Whereas the ene­mies of the United States have endeav­ored, by every arti­fice in their power, to pos­sess the Indi­ans in gen­eral with an opin­ion, that it is the design of the States afore­said, to extir­pate the Indi­ans and take pos­ses­sion of their coun­try to obvi­ate such false sug­ges­tion, the United States do engage to guar­an­tee to the afore­said nation of Delawares, and their heirs, all their ter­ri­to­r­ial rights in the fullest and most ample man­ner, as it bath been bounded by for­mer treaties, as long as they the said Delaware nation shall abide by, and hold fast the chain of friend­ship now entered into.
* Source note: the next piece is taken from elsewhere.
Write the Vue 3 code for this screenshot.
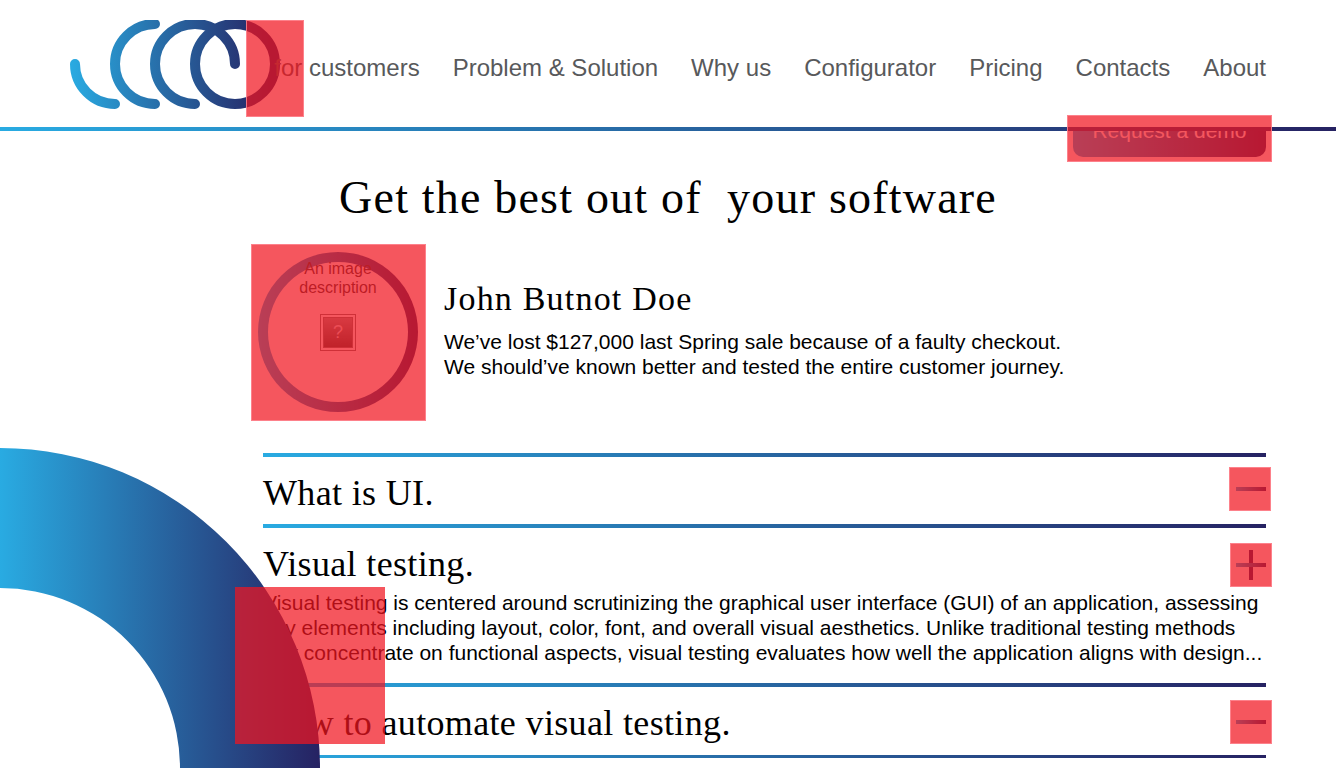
<script setup>
const nav = ['for customers', 'Problem & Solution', 'Why us', 'Configurator', 'Pricing', 'Contacts', 'About']
</script>

<template>
  <div class="page">
    <header class="header">
      <svg class="logo" width="210" height="90" viewBox="70 20 210 90" fill="none">
        <defs>
          <linearGradient id="lg" gradientUnits="userSpaceOnUse" x1="70" y1="0" x2="270" y2="0">
            <stop offset="0" stop-color="#29abe2" />
            <stop offset="1" stop-color="#262262" />
          </linearGradient>
        </defs>
        <g stroke="url(#lg)" stroke-width="10" stroke-linecap="round">
          <path d="M75 64A40 40 0 0 0 115 104" />
          <path d="M155 24A40 40 0 0 0 155 104" />
          <path d="M195 104A40 40 0 1 1 235 64" />
          <circle cx="235" cy="64" r="40" />
        </g>
      </svg>
      <nav class="nav">
        <a v-for="item in nav" :key="item" class="nav-link">{{ item }}</a>
      </nav>
    </header>
    <div class="rule"></div>
    <div class="cta-row">
      <button class="cta">Request a demo</button>
    </div>

    <main class="main">
      <h1 class="title">Get the best out of&nbsp; your software</h1>
      <section class="profile">
        <div class="avatar">
          <span class="alt">An image description</span>
          <span class="broken">?</span>
        </div>
        <div class="quote">
          <h2 class="name">John Butnot Doe</h2>
          <p class="quote-text">We’ve lost $127,000 last Spring sale because of a faulty checkout.<br />We should’ve known better and tested the entire customer journey.</p>
        </div>
      </section>

      <section class="faq">
        <article class="faq-item closed">
          <h3 class="faq-title">What is UI.</h3>
          <span class="toggle minus t-first"></span>
        </article>
        <article class="faq-item open">
          <h3 class="faq-title">Visual testing.</h3>
          <span class="toggle plus"></span>
          <p class="faq-text">Visual testing is centered around scrutinizing the graphical user interface (GUI) of an application, assessing<br />key elements including layout, color, font, and overall visual aesthetics. Unlike traditional testing methods<br />that concentrate on functional aspects, visual testing evaluates how well the application aligns with design...</p>
        </article>
        <article class="faq-item closed last">
          <h3 class="faq-title">How to automate visual testing.</h3>
          <span class="toggle minus t-last"></span>
        </article>
      </section>
    </main>

    <svg class="arc" width="320" height="320" viewBox="0 0 320 320">
      <defs>
        <linearGradient id="ag" x1="0" y1="0" x2="1" y2="0">
          <stop offset="0" stop-color="#29abe2" />
          <stop offset="1" stop-color="#262262" />
        </linearGradient>
      </defs>
      <path d="M0 0A320 320 0 0 1 320 320H180A180 180 0 0 0 0 140Z" fill="url(#ag)" />
    </svg>

    <div class="flag f-logo"></div>
    <div class="flag f-cta"></div>
    <div class="flag f-avatar"></div>
    <div class="flag f-t1"></div>
    <div class="flag f-t2"></div>
    <div class="flag f-t3"></div>
    <div class="flag f-text"></div>
  </div>
</template>

<style>
html, body { margin: 0; background: #fff; overflow: hidden; }
</style>

<style scoped>
.page {
  position: relative;
  width: 1336px;
  height: 768px;
  overflow: hidden;
  background: #fff;
  font-family: "Liberation Sans", Arial, sans-serif;
  color: #000;
}
.header {
  position: relative;
  z-index: 2;
  display: flex;
  justify-content: space-between;
  height: 127px;
  padding: 0 70px;
  background: #fff;
}
.logo { margin-top: 20px; flex: none; }
.nav {
  display: flex;
  gap: 33px;
  padding-top: 54px;
  margin-left: -6px;
}
.nav-link {
  font-size: 24px;
  line-height: 28px;
  color: #58595b;
  white-space: nowrap;
}
.rule {
  position: relative;
  z-index: 2;
  height: 4px;
  background: linear-gradient(90deg, #29abe2, #262262);
}
.cta-row {
  display: flex;
  justify-content: flex-end;
  padding-right: 70px;
  margin-top: -26px;
}
.cta {
  width: 193px;
  height: 52px;
  border: 0;
  border-radius: 10px;
  background: linear-gradient(90deg, #29abe2, #262262);
  color: #fff;
  font: 21px/52px "Liberation Sans", Arial, sans-serif;
  padding: 0;
}
.main { padding: 0 70px 0 263px; }
.title {
  margin: 14px 0 0 -263px;
  padding-left: 70px;
  text-align: center;
  font: 400 46px/54px "Liberation Serif", "Times New Roman", serif;
  letter-spacing: 1.2px;
}
.profile {
  display: flex;
  margin-top: 27px;
  height: 201px;
}
.avatar {
  position: relative;
  box-sizing: border-box;
  flex: none;
  width: 160px;
  height: 160px;
  margin-left: -5px;
  border: 10px solid transparent;
  border-radius: 50%;
  background: linear-gradient(#fff, #fff) padding-box, linear-gradient(90deg, #29abe2, #262262) border-box;
  color: #333;
  font-size: 16px;
  line-height: 19px;
  text-align: center;
}
.alt { display: block; width: 90px; margin: -3px auto 0; }
.broken {
  display: block;
  box-sizing: border-box;
  width: 36px;
  height: 37px;
  margin: 17px auto 0;
  border: 4px double #777;
  background: linear-gradient(#999, #444) content-box;
  color: #ddd;
  font-size: 18px;
  line-height: 29px;
}
.quote { margin-left: 26px; padding-top: 27px; }
.name {
  margin: 0;
  font: 400 34px/40px "Liberation Serif", "Times New Roman", serif;
  letter-spacing: 1.2px;
}
.quote-text {
  margin: 10px 0 0;
  font-size: 21px;
  line-height: 25px;
  white-space: nowrap;
}
.faq { width: 1003px; }
.faq-item {
  position: relative;
  border-top: 4px solid;
  border-image: linear-gradient(90deg, #29abe2, #262262) 1;
}
.closed { height: 67px; }
.open { height: 155px; }
.last { height: 68px; border-bottom: 3px solid; }
.faq-title {
  margin: 0;
  padding-top: 14px;
  font: 400 36px/44px "Liberation Serif", "Times New Roman", serif;
  letter-spacing: 0.35px;
}
.faq-text {
  margin: 4px 0 0;
  font-size: 21px;
  line-height: 25px;
  white-space: nowrap;
}
.toggle {
  position: absolute;
  top: 22px;
  right: 0;
  width: 30px;
  height: 30px;
  background: linear-gradient(90deg, #29abe2, #262262) 0 13px / 30px 4px no-repeat;
}
.t-first { top: 17px; }
.t-last { top: 20px; }
.plus {
  background:
    linear-gradient(90deg, #29abe2, #262262) 0 13px / 30px 4px no-repeat,
    linear-gradient(#262262, #262262) 13px 0 / 4px 30px no-repeat;
}
.arc {
  position: absolute;
  left: 0;
  bottom: 0;
  z-index: 3;
  display: block;
}
.flag {
  position: absolute;
  z-index: 4;
  box-sizing: border-box;
  background: rgba(241, 21, 32, 0.72);
  border: 1px solid rgba(255, 140, 150, 0.8);
}
.f-logo { left: 246px; top: 20px; width: 58px; height: 97px; }
.f-cta { left: 1067px; top: 115px; width: 205px; height: 47px; }
.f-avatar { left: 251px; top: 244px; width: 175px; height: 177px; }
.f-t1 { left: 1229px; top: 467px; width: 42px; height: 44px; }
.f-t2 { left: 1230px; top: 543px; width: 42px; height: 44px; }
.f-t3 { left: 1230px; top: 700px; width: 42px; height: 44px; }
.f-text { left: 235px; top: 587px; width: 150px; height: 157px; border: 0; }
</style>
And it is fur­ther agreed on between the con­tract­ing par­ties should it for the future be found con­ducive for the mutual inter­est of both par­ties to invite any other tribes who have been friends to the inter­est of the United States, to join the present con­fed­er­a­tion, and to form a state whereof the Delaware nation shall be the head, and have a rep­re­sen­ta­tion in Con­gress: Pro­vided, noth­ing con­tained in this arti­cle to be con­sid­ered as con­clu­sive until it nneets with the appro­ba­tion of Con­gress. And it is also the intent and mean­ing of this arti­cle, that no pro­tec­tion or coun­te­nance shall be afforded to any who are at present our ene­mies, by which they might escape the pun­ish­ment they deserve.

In wit­ness whereof, the par­ties have here­unto inter­change­ably set their hands and seals, at Fort Pitt, Sep­tem­ber sev­en­teenth, anno Domini one thou­sand seven hun­dred and seventy-eight.

Andrew Lewis, [L. S.]
Thomas Lewis, [L. S.]
White Eyes, his x mark, [L. S.]
The Pipe, his x mark, [L. S.]
John Kill Buck, his x mark, [L. S.]

In pres­ence of–

Lach’n McIn­tosh, brigadier-general, com­man­der the West­ern Depart­ment.
Daniel Brod­head, colonel Eighth Penn­syl­va­nia Reg­i­ment,
W. Craw­ford, col­lonel,
John Camp­bell,
John Stephen­son,
John Gib­son, colonel Thir­teenth Vir­ginia Reg­i­ment,
A. Gra­ham, brigade major,
Lach. McIn­tosh, jr., major brigade,
Ben­jamin Mills,
Joseph L. Fin­ley, cap­tain Eighth Penn­syl­va­nia Reg­i­ment,
John Fin­ley, cap­tain Eighth Penn­syl­va­nia Regiment.